Caption: (left) Samples from a synthetic, noisy dataset meant to emulate a step transition in the relationship between $x$ and $y$. (right) The conditional distribution of $y$ given $x$, showing that the conditional distribution (shading) follows the true relationship (dashed line) of the underlying data.

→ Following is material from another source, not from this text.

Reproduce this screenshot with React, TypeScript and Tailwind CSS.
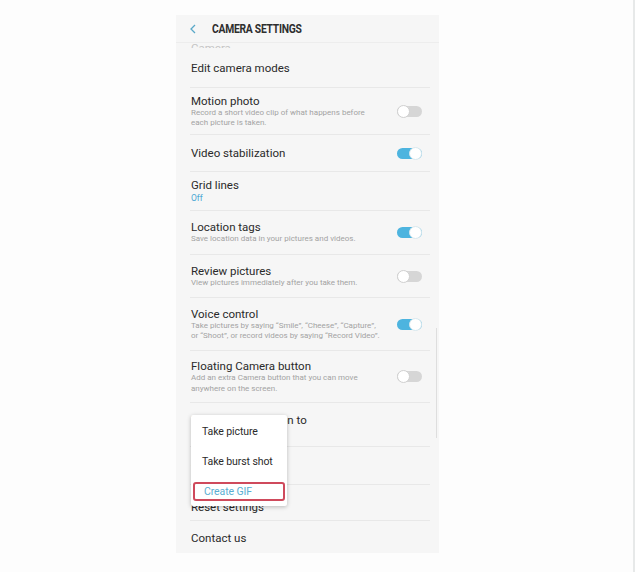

Note that data from the conditional distribution are missing for the left half of the figure because data are sparse there. The fastKDE.conditional() function only returns values for regions where $\int p(y~|~x),dy \approx 1$; the conditional PDF often fails to normalize properly in regions of sparse data. These sparse data regions are filled with numpy.masked.

KDE at Specific Points

""" Demonstrate using the pdf_at_points function. """ ""
train_x = 50 * np.random.normal(size=100) + 0.1
train_y = 0.01 * np.random.normal(size=100) - 300

test_x = 50 * np.random.normal(size=100) + 0.1
test_y = 0.01 * np.random.normal(size=100) - 300

test_points = list(zip(test_x, test_y))
test_point_pdf_values = fastkde.pdf_at_points(
    train_x, train_y, list_of_points=test_points
)

Note that this method can be significantly slower than calls to fastkde.pdf() since it does not benefit from using a fast Fourier transform during the final stage in which the PDF estimate is transformed from spectral space into data space, whereas fastkde.pdf() does.